Pekanbaru (ANTARA) - Forum Perjuangan Penyelenggaraan Haji Daerah (FPPHD) bersama sejumlah organisasi kemasyarakatan (ormas) Islam, tokoh masyarakat, dan akademisi Riau menyatakan sikap mendukung desentralisasi penyelenggaraan haji dan umroh melalui pembentukan badan khusus di daerah.
Pernyataan itu disampaikan dalam agenda yang digelar di Ballroom Mutiara Merdeka Hotel, Pekanbaru, Jumat, sebagai hasil kajian mendalam terhadap revisi regulasi haji dan persoalan panjangnya antrean calon jemaah.
Ketua Ikatan Cendekiawan Muslim Indonesia (ICMI) Riau, Drg. H. Burhanuddin Agung memaparkan antrean haji reguler di Riau telah mencapai 119.662 orang dengan masa tunggu hingga 26 tahun.

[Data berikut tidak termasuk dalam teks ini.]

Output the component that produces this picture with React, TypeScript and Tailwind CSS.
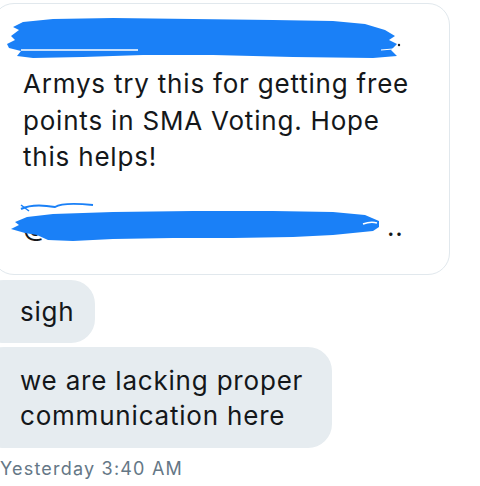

Selain itu, banyak masalah yang dialami jemaah di tanah suci seperti tertinggal rombongan, terpisah dari pasangan, hingga terusir dari tempat istirahat.
“Berbagai persoalan ini menuntut solusi konkret, salah satunya dengan desentralisasi agar layanan lebih dekat dan cepat,” katanya.
Adapun usulan FPPHD meliputi pembentukan Badan Otonom setingkat menteri di bawah presiden, penggabungan Undang-Undang Nomor 34 Tahun 2014 tentang Pengelolaan Keuangan Haji dan Umroh, penambahan klausul desentralisasi, serta penetapan badan layanan umum penyelenggaraan haji di daerah.
Ketua Forum Komunikasi Pemuka Masyarakat Riau (FKPMR), Chaidir, menilai revisi regulasi mendesak dilakukan demi memperluas kuota dan memperbaiki tata kelola.
"Jika tidak segera diubah, kuota haji akan semakin sedikit, masalah pun akan terus bertambah,” ujarnya.
FPPHD juga menyoroti kebijakan terbaru Kerajaan Arab Saudi dalam Visi 2030, yang memprioritaskan digitalisasi layanan, pengetatan regulasi kesehatan, hingga komersialisasi dan privatisasi, sehingga diperlukan pembenahan serius di tingkat nasional dan daerah.
Selain dihadiri pimpinan ormas Islam seperti Muhammadiyah, Nahdlatul Ulama, MUI, hingga PERTI, kegiatan itu juga diikuti akademisi dan tokoh adat Riau, termasuk perwakilan Zuriat Kerajaan Siak Sri Indrapura.